On the other hand, the city’s Transportation Department staff had specifically stated in written backup material that it did not support prohibiting access to the neighborhood street. At 9 p.m., when Council approved the zoning change, there was no one from the Transportation Department there to address the question.

However, Greg Guernsey, director of the Planning and Zoning Department, told Council that staff did not support the conditional overlay. According to backup documents for the zoning change, one section of the Land Development Code “prohibits access to arterials,” such as Slaughter Lane, “if the lot has less than 200 feet of frontage and access is available from other roadways. This code section is a life/safety issue for the purposes of reducing the number of curb cuts and those traffic conflict points on major roadways, and providing for a safer and more efficient transportation system.”

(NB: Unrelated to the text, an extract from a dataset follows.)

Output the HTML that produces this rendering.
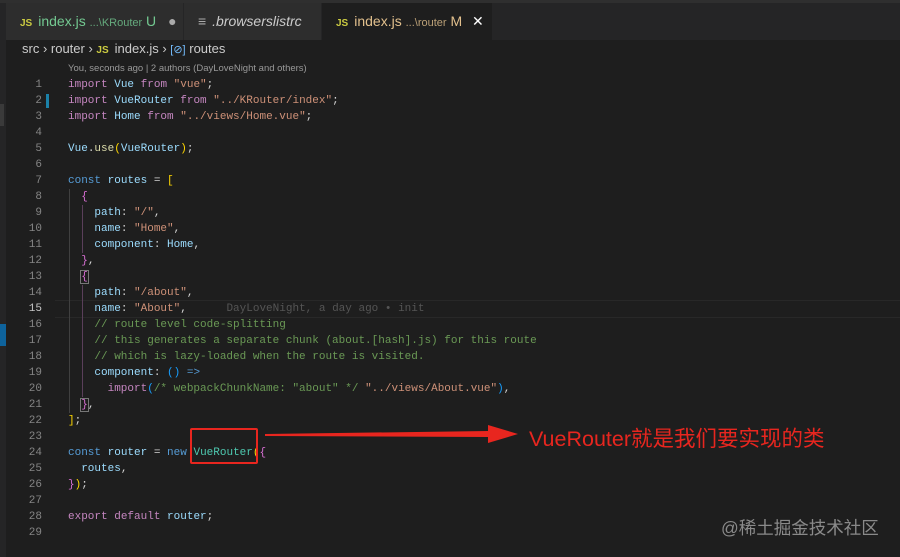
<!DOCTYPE html>
<html><head><meta charset="utf-8"><style>
*{margin:0;padding:0;box-sizing:border-box}
body{width:900px;height:557px;background:#1e1e1e;overflow:hidden;position:relative;font-family:"Liberation Sans",sans-serif}
.tabs{position:absolute;left:0;top:0;width:900px;height:40px;background:#252526;border-top:3px solid #2f2f2f}
.tab{position:absolute;top:0;height:37px;font-size:14px;line-height:37px;white-space:nowrap}
.js{color:#cbcb41;font-weight:bold;font-size:10px;margin-right:6px}
.sm{font-size:11px;opacity:.8}
.code{position:absolute;left:0;top:77px;font-family:"Liberation Mono",monospace;font-size:11px;color:#d4d4d4}
.l{position:absolute;height:16px;line-height:16px;white-space:pre;left:68px}
.n{position:absolute;height:16px;line-height:16px;width:42px;text-align:right;color:#858585;font-family:"Liberation Mono",monospace;font-size:11px}
.k{color:#c586c0}.b{color:#569cd6}.s{color:#ce9178}.v{color:#9cdcfe}.c{color:#4ec9b0}.g{color:#6a9955}.y{color:#ffd700}.p{color:#da70d6}.f{color:#dcdcaa}.x{color:#179fff}
</style></head><body>
<div style="position:absolute;left:0;top:0;width:6px;height:557px;background:#252526"></div>
<div class="tabs">
 <div class="tab" style="left:6px;width:177px;background:#2d2d2d;padding-left:14px;color:#73c991"><span class="js">JS</span>index.js <span class="sm">...\KRouter</span> U <span style="color:#aaa;margin-left:8px">●</span></div>
 <div class="tab" style="left:184px;width:137px;background:#2d2d2d;padding-left:14px;color:#ccc;font-style:italic"><span style="font-style:normal;color:#aaa;margin-right:6px">≡</span>.browserslistrc</div>
 <div class="tab" style="left:322px;width:170px;background:#1e1e1e;padding-left:14px;color:#e2c08d"><span class="js">JS</span>index.js <span class="sm">...\router</span> M <span style="color:#fff;margin-left:6px;font-size:14px">✕</span></div>
</div>
<div style="position:absolute;left:22px;top:40px;height:18px;line-height:18px;font-size:13px;color:#ccc;white-space:nowrap">src › router › <span class="js">JS</span>index.js › <span style="color:#75beff;font-size:11px">[⊘]</span> routes</div>
<div style="position:absolute;left:68px;top:63px;font-size:9.5px;color:#999">You, seconds ago | 2 authors (DayLoveNight and others)</div>
<div style="position:absolute;left:0;top:104px;width:4px;height:22px;background:#3a3a3a"></div>
<div style="position:absolute;left:0;top:324px;width:6px;height:22px;background:#0e639c"></div>
<div style="position:absolute;left:46px;top:94px;width:3px;height:14px;background:#1b81a8"></div>
<div style="position:absolute;left:55px;top:300px;width:845px;height:18px;border-top:1px solid #282828;border-bottom:1px solid #282828"></div>
<div style="position:absolute;left:69px;top:189px;width:1px;height:224px;background:#404040"></div>
<div style="position:absolute;left:82px;top:285px;width:1px;height:112px;background:#5a3f5a"></div>
<div style="position:absolute;left:82px;top:205px;width:1px;height:48px;background:#5a3f5a"></div>
<div class="code">
<div class="n" style="top:0">1</div><div class="l" style="top:0"><span class="k">import</span> <span class="v">Vue</span> <span class="k">from</span> <span class="s">"vue"</span>;</div>
<div class="n" style="top:16px">2</div><div class="l" style="top:16px"><span class="k">import</span> <span class="v">VueRouter</span> <span class="k">from</span> <span class="s">"../KRouter/index"</span>;</div>
<div class="n" style="top:32px">3</div><div class="l" style="top:32px"><span class="k">import</span> <span class="v">Home</span> <span class="k">from</span> <span class="s">"../views/Home.vue"</span>;</div>
<div class="n" style="top:48px">4</div>
<div class="n" style="top:64px">5</div><div class="l" style="top:64px"><span class="v">Vue</span>.<span class="f">use</span><span class="y">(</span><span class="v">VueRouter</span><span class="y">)</span>;</div>
<div class="n" style="top:80px">6</div>
<div class="n" style="top:96px">7</div><div class="l" style="top:96px"><span class="b">const</span> <span class="v">routes</span> = <span class="y">[</span></div>
<div class="n" style="top:112px">8</div><div class="l" style="top:112px">  <span class="p">{</span></div>
<div class="n" style="top:128px">9</div><div class="l" style="top:128px">    <span class="v">path</span>: <span class="s">"/"</span>,</div>
<div class="n" style="top:144px">10</div><div class="l" style="top:144px">    <span class="v">name</span>: <span class="s">"Home"</span>,</div>
<div class="n" style="top:160px">11</div><div class="l" style="top:160px">    <span class="v">component</span>: <span class="v">Home</span>,</div>
<div class="n" style="top:176px">12</div><div class="l" style="top:176px">  <span class="p">}</span>,</div>
<div class="n" style="top:192px">13</div><div class="l" style="top:192px">  <span class="p" style="outline:1px solid #777">{</span></div>
<div class="n" style="top:208px">14</div><div class="l" style="top:208px">    <span class="v">path</span>: <span class="s">"/about"</span>,</div>
<div class="n" style="top:224px;color:#c6c6c6">15</div><div class="l" style="top:224px">    <span class="v">name</span>: <span class="s">"About"</span>,      <span style="color:#555">DayLoveNight, a day ago • init</span></div>
<div class="n" style="top:240px">16</div><div class="l" style="top:240px">    <span class="g">// route level code-splitting</span></div>
<div class="n" style="top:256px">17</div><div class="l" style="top:256px">    <span class="g">// this generates a separate chunk (about.[hash].js) for this route</span></div>
<div class="n" style="top:272px">18</div><div class="l" style="top:272px">    <span class="g">// which is lazy-loaded when the route is visited.</span></div>
<div class="n" style="top:288px">19</div><div class="l" style="top:288px">    <span class="v">component</span>: <span class="x">()</span> <span class="b">=&gt;</span></div>
<div class="n" style="top:304px">20</div><div class="l" style="top:304px">      <span class="k">import</span><span class="x">(</span><span class="g">/* webpackChunkName: "about" */</span> <span class="s">"../views/About.vue"</span><span class="x">)</span>,</div>
<div class="n" style="top:320px">21</div><div class="l" style="top:320px">  <span class="p" style="outline:1px solid #777">}</span>,</div>
<div class="n" style="top:336px">22</div><div class="l" style="top:336px"><span class="y">]</span>;</div>
<div class="n" style="top:352px">23</div>
<div class="n" style="top:368px">24</div><div class="l" style="top:368px"><span class="b">const</span> <span class="v">router</span> = <span class="b">new</span> <span class="c">VueRouter</span><span class="y">(</span><span class="p">{</span></div>
<div class="n" style="top:384px">25</div><div class="l" style="top:384px">  <span class="v">routes</span>,</div>
<div class="n" style="top:400px">26</div><div class="l" style="top:400px"><span class="p">}</span><span class="y">)</span>;</div>
<div class="n" style="top:416px">27</div>
<div class="n" style="top:432px">28</div><div class="l" style="top:432px"><span class="k">export</span> <span class="k">default</span> <span class="v">router</span>;</div>
<div class="n" style="top:448px">29</div>
</div>
<div style="position:absolute;left:190px;top:428px;width:68px;height:36px;border:2px solid #e8261f;border-radius:2px"></div>
<svg style="position:absolute;left:0;top:0" width="900" height="557"><polygon points="265,434 488,431 488,425 518,434 488,443 488,437 265,436" fill="#e8261f"/></svg>
<div style="position:absolute;left:529px;top:422px;font-size:21.5px;color:#e8261f;font-family:'Liberation Sans','Noto Sans CJK SC',sans-serif;white-space:nowrap">VueRouter就是我们要实现的类</div>
<div style="position:absolute;left:721px;top:515px;font-size:17.5px;color:#8a8a8a;font-family:'Liberation Sans','Noto Sans CJK SC',sans-serif;white-space:nowrap">@稀土掘金技术社区</div>
</body></html>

The writer noted that Chisholm Trail has a substandard pavement width, described in testimony as 17 feet. “At the time of site plan, additional improvements to the Chisholm Trail right-of-way adjacent to the slot will likely be required for construction by the applicant, including widening to a standard width, installing sidewalks, curbing and gutters.”

Wittliff specifically promised neighbors that he would not take access to Chisholm Trail from the property currently being rezoned and that TxDOT had already provided a curb cut on Slaughter.

Flannigan said he was opposed to the conditional overlay as well as to a requirement that the project have just one residence. He pointed out that Slaughter Lane is part of the corridor designated for improvements in the mobility bond approved by voters in 2016.

Wittliff said that he expects to file a request to change the zoning on the other property, which currently has a house with no kitchen. Apparently, the property owner built the house in anticipation of turning it into an office at some point. When he does request the zoning change for the second lot, Wittliff could offer a conditional overlay for that lot also to prohibit access via Chisholm Trail. If he does not do that, it seems likely that neighbors will come back with another valid petition.